US Navy modernises TOMAHAWK missiles with Payload Tubes and Modules
In July, the US Navy (USN) successfully test fired in the Gulf of Mexico, near Florida, two Raytheon-built TOMAHAWK cruise missiles from new the submarine Block III Virginia Payload Tube fitted on the VIRGINIA’ class submarine, USS NORTH DAKOTA (SSN-784). The tests proved the ability of the submarines to load, carry and vertically launch Tomahawk missiles from the upgraded tubes, which feature fewer parts and will be even more reliable.
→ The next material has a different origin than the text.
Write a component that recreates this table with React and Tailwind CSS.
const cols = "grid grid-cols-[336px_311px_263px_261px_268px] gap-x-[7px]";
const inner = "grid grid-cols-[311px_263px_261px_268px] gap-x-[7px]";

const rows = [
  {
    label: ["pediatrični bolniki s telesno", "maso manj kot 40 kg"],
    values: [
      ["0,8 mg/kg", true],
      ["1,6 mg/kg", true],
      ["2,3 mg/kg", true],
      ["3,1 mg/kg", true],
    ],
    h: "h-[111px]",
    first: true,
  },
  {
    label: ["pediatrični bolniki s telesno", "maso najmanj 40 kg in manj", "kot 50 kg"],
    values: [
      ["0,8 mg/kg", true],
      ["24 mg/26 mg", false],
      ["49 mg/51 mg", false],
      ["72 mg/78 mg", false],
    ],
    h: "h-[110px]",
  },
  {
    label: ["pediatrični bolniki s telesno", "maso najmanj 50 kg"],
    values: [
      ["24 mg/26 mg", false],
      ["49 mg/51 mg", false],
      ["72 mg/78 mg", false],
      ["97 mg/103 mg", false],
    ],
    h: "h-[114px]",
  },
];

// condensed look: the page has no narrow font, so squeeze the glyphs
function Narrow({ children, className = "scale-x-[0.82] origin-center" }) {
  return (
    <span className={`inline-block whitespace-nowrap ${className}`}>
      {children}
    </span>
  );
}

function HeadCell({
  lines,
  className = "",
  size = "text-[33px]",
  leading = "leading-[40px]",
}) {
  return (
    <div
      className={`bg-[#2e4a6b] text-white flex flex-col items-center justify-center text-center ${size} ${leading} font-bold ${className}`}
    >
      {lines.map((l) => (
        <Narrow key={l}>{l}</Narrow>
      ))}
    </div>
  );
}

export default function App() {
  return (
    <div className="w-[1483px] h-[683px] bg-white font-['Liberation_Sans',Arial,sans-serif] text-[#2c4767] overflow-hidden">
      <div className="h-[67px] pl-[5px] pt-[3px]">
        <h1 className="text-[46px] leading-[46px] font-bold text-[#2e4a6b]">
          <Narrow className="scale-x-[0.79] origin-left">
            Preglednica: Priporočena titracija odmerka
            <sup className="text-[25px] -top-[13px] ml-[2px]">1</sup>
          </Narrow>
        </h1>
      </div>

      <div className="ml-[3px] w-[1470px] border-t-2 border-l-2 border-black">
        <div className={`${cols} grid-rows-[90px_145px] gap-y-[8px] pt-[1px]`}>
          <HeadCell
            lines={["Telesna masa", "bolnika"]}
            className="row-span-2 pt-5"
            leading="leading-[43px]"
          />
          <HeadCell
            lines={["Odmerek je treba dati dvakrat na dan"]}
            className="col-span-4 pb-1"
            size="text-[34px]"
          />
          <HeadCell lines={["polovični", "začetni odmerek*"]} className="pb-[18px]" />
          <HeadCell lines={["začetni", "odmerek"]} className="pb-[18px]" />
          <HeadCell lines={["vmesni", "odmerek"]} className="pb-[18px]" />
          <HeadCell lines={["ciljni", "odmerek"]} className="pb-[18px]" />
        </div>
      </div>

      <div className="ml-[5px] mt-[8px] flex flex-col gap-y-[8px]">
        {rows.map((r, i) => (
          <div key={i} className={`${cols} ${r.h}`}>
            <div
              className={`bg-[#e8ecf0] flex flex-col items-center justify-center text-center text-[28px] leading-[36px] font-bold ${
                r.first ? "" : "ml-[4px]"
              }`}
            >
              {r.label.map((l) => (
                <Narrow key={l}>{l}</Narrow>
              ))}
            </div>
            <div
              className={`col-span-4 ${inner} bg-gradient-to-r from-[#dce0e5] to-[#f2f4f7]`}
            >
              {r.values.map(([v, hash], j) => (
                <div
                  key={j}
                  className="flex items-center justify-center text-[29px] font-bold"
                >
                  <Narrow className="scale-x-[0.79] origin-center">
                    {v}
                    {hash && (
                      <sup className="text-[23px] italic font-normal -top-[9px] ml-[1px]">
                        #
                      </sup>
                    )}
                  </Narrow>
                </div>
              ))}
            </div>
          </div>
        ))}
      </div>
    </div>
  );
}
In addition to the new payload tubes, the USN is also developing a new Virginia Payload Module, which will triple the number of TOMAHAWK missiles that ‘VIRGINIA class submarines can carry, thus dramatically increasing each submarine’s firepower. Surface ships and other classes of submarines can carry more than 100 Tomahawks when needed. US and British forces use Tomahawk cruise missiles to defeat integrated air defence systems and conduct long-range precision strike missions against high-value targets.
“As the Navy continues to modernise its subs, Raytheon continues to modernise TOMAHAWK, keeping this one-of-a-kind weapon well ahead of the threat,” said Mike Jarrett, Raytheon Air Warfare Systems Vice-President. “Today’s TOMAHAWK is a far cry from its predecessors and tomorrow’s missile will feature even more capability, giving our sailors the edge they need for decades to come.”
The USN continues to upgrade the TOMAHAWK Block IV’s communication and navigation capabilities, while adding a multi-mode seeker so it can hit high-value moving targets at sea. These modernised versions are on track to deploy beginning of 2019 and are expected to be in the USN inventory beyond 2040.